A pauta legislativa que surgiu em resposta às manifestações de junho avançou pouco no semestre posterior aos protestos. Levantamento do Valor mostra que, seis meses depois de milhares de pessoas terem ido às ruas pela redução da tarifa de transporte coletivo urbano, melhoria dos serviços públicos e contra a corrupção, apenas dois projetos pautados pelo Congresso se tornaram leis.
A reportagem é de Yvna Sousa e Raphael Di Cunto e publicada pelo jornal Valor, 19-12-2013.
Em discurso na época, o presidente do Senado, Renan Calheiros (PMDB-AL), listou 18 projetos que teriam prioridade na tramitação. Metade sequer foi votada pelos senadores, como a criação do passe livre para estudantes no transporte coletivo de todo o país. O presidente da Câmara, Henrique Eduardo Alves (PMDB-RN), não fez uma relação dos projetos, mas, dentre os prometidos, como tornar corrupção um crime hediondo, poucos avançaram.
De iniciativa do Legislativo, viraram leis a responsabilização de pessoas jurídicas por corrupção e outros atos contra a administração pública e a redução da folha de pagamento das empresas de transporte coletivo municipal, que ficaram isentas de pagar PIS, Pasep e Cofins sobre o faturamento.

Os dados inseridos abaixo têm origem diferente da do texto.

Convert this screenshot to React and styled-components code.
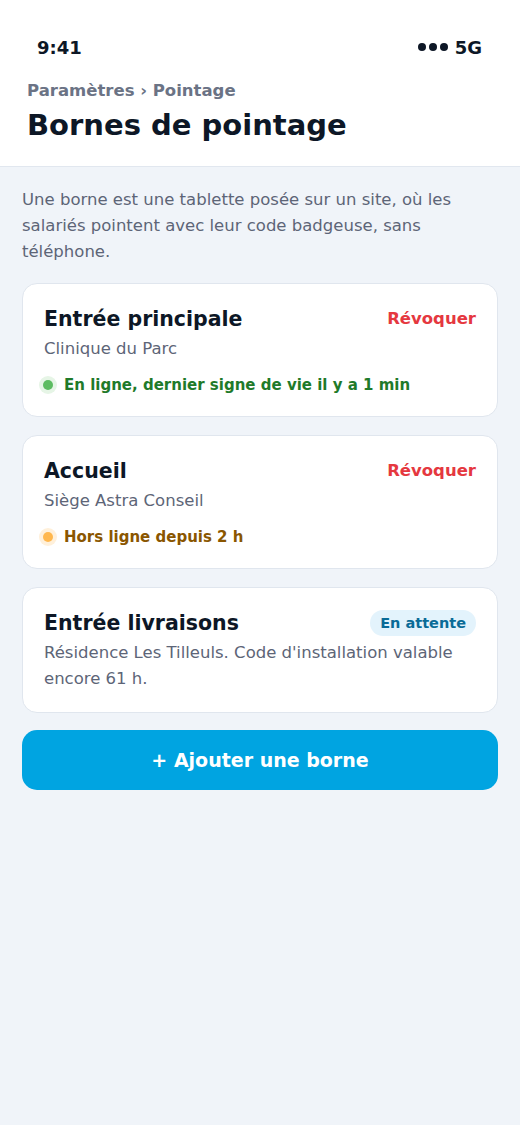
import React from 'react';
import styled, { createGlobalStyle } from 'styled-components';

const GlobalStyle = createGlobalStyle`
  * { box-sizing: border-box; }
  html, body {
    margin: 0;
    padding: 0;
    background: #f0f4f9;
    font-family: "DejaVu Sans", Inter, sans-serif;
    -webkit-font-smoothing: antialiased;
  }
`;

const Screen = styled.div`
  min-height: 1125px;
  background: #f0f4f9;
`;

const Header = styled.header`
  background: #fff;
  border-bottom: 1px solid #e1e7ef;
  padding: 0 27px;
  height: 167px;
`;

const StatusBar = styled.div`
  display: flex;
  justify-content: space-between;
  align-items: center;
  height: 72px;
  padding: 22px 11px 0 10px;
  font-size: 18px;
  font-weight: 700;
  color: #0d1726;
`;

const Signal = styled.span`
  display: flex;
  align-items: center;
  gap: 7px;
`;

const Dots = styled.span`
  display: flex;
  gap: 3px;
  span {
    width: 8px;
    height: 8px;
    border-radius: 50%;
    background: #0d1726;
  }
`;

const Breadcrumb = styled.div`
  font-size: 16.5px;
  font-weight: 600;
  color: #6b7385;
  margin-top: 8px;
  line-height: 22px;
`;

const Title = styled.h1`
  margin: 5px 0 0;
  font-size: 29px;
  font-weight: 800;
  color: #0d1726;
  line-height: 36px;
`;

const Content = styled.main`
  padding: 20px 22px;
  display: flex;
  flex-direction: column;
  gap: 18px;
`;

const Intro = styled.p`
  margin: 0;
  font-size: 16.5px;
  line-height: 26px;
  color: #5d6577;
`;

const Card = styled.section`
  background: #fff;
  border: 1px solid #e0e6ee;
  border-radius: 15px;
  padding: 20px 21px 20px;
`;

const CardHead = styled.div`
  display: flex;
  justify-content: space-between;
  align-items: center;
  height: 30px;
`;

const CardTitle = styled.h2`
  margin: 0;
  font-size: 20.5px;
  line-height: 26px;
  font-weight: 800;
  color: #0d1726;
`;

const Revoke = styled.button`
  border: 0;
  background: none;
  padding: 0;
  font-family: inherit;
  font-size: 16.5px;
  line-height: 22px;
  font-weight: 700;
  color: #e5383f;
`;

const Badge = styled.span`
  background: #e3f3fc;
  color: #0a6b97;
  font-size: 14.5px;
  font-weight: 700;
  padding: 4px 10px;
  border-radius: 13px;
  line-height: 18px;
`;

const Sub = styled.p`
  margin: 2px 0 0;
  font-size: 16.5px;
  line-height: 26px;
  color: #5d6577;
`;

const Status = styled.div`
  display: flex;
  align-items: center;
  gap: 7px;
  height: 18px;
  margin: 14px 0 2px -5px;
  font-size: 15px;
  line-height: 18px;
  font-weight: 700;
  color: ${(p) => p.$text};
`;

const Dot = styled.span`
  width: 10px;
  height: 10px;
  border-radius: 50%;
  margin: 4px;
  background: ${(p) => p.$color};
  box-shadow: 0 0 0 4px ${(p) => p.$halo};
`;

const AddButton = styled.button`
  height: 60px;
  border: 0;
  border-radius: 15px;
  background: #00a4e1;
  color: #fff;
  font-family: inherit;
  font-size: 19px;
  font-weight: 700;
  margin-top: -1px;
`;

const STATUS = {
  online: { color: '#5cbc61', halo: '#e6f5e6', text: '#1f7a2a' },
  offline: { color: '#ffb74d', halo: '#fff0da', text: '#8a5600' },
};

const terminals = [
  {
    name: 'Entrée principale',
    site: 'Clinique du Parc',
    status: 'online',
    label: 'En ligne, dernier signe de vie il y a 1 min',
  },
  {
    name: 'Accueil',
    site: 'Siège Astra Conseil',
    status: 'offline',
    label: 'Hors ligne depuis 2 h',
  },
  {
    name: 'Entrée livraisons',
    site: "Résidence Les Tilleuls. Code d'installation valable encore 61 h.",
    pending: true,
  },
];

export default function App() {
  return (
    <Screen>
      <GlobalStyle />
      <Header>
        <StatusBar>
          <span>9:41</span>
          <Signal>
            <Dots><span /><span /><span /></Dots>
            5G
          </Signal>
        </StatusBar>
        <Breadcrumb>Paramètres › Pointage</Breadcrumb>
        <Title>Bornes de pointage</Title>
      </Header>
      <Content>
        <Intro>
          Une borne est une tablette posée sur un site, où les salariés pointent avec leur code
          badgeuse, sans téléphone.
        </Intro>
        {terminals.map((t) => {
          const s = STATUS[t.status];
          return (
            <Card key={t.name}>
              <CardHead>
                <CardTitle>{t.name}</CardTitle>
                {t.pending ? <Badge>En attente</Badge> : <Revoke>Révoquer</Revoke>}
              </CardHead>
              <Sub>{t.site}</Sub>
              {s && (
                <Status $text={s.text}>
                  <Dot $color={s.color} $halo={s.halo} />
                  {t.label}
                </Status>
              )}
            </Card>
          );
        })}
        <AddButton>+ Ajouter une borne</AddButton>
      </Content>
    </Screen>
  );
}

A oposição do Ministério da Fazenda, porém, impediu a votação do Regime Especial de Incentivos para o Transporte Urbano de Passageiros (Reitup), que ampliava a desoneração para o ISS, ICMS e energia elétrica, além de insumos para operação do serviço. O projeto foi aprovado em decisão terminativa pela Comissão de Assuntos Econômicos (CAE) do Senado pouco após os protestos, mas foi paralisado na Câmara.
A maioria das propostas que foram adiante tiveram o dedo do governo federal. Ou por se tratarem de projetos prioritários para o Palácio do Planalto ou por terem entrado na lista por sugestão da presidente Dilma Rousseff, dentro do pacto pela reforma política.
Entre as sugestões de Dilma estava a discussão sobre a suplência dos senadores. O Senado aprovou uma proposta que impede a escolha de parentes do candidato para a vaga e acaba com a figura do segundo suplente. O texto, entretanto, não avançou na Câmara.
Outra sugestão de Dilma foi o fim do voto secreto nas deliberações do Congresso. O projeto virou lei em novembro, mas só ganhou força quando a Câmara, protegida pelo voto sigiloso, livrou da cassação o deputado Natan Donadon(PMDB-RO), preso por desvio de dinheiro. Antes disto, os partidos arrastavam a indicação dos integrantes da comissão especial que analisaria a proposta de emenda constitucional (PEC) do Voto Aberto.
Parlamentares dos dois lados empurram a responsabilidade para os colegas da outra Casa. Os deputados dizem, por exemplo, que aprovaram a mudança no indexador das dívidas dos Estados e municípios com a União, mas que o texto ficou para 2014 no Senado. Já os senadores apontam pelo menos seis propostas aprovadas por eles que ficaram paradas na Câmara. Entre elas, está a exigência de ficha limpa para todos os servidores públicos e a vinculação de parte da receita líquida da União para a saúde.
A Câmara foi mais eficiente ao decidir enterrar propostas que tinham clara oposição dos manifestantes. A PEC 37, que limitava o poder de investigação do Ministério Público, e o projeto que autorizava a "cura gay" não resistiram aos protestos e foram arquivados no começo de julho.
O líder do governo na Câmara, deputado Arlindo Chinaglia (PT-SP), admitiu que a Casa não teve capacidade de responder às ruas. "Na minha opinião, e na do povo, a Casa não cumpriu [com o esperado]. Não digo que a Câmara trabalhou mal, mas foi insuficiente porque o mundo político está sob julgamento", disse.
Em pronunciamento ontem de encerramento das atividades deste ano, Renan Calheiros ressaltou o "vigor legislativo" do Senado após as manifestações. "Aprovamos mais de 40 propostas em menos de 20 dias, dando respostas às demandas das ruas", declarou. Na contagem do presidente, no entanto, entram todos os projetos votados neste período e não só os da agenda prioritária.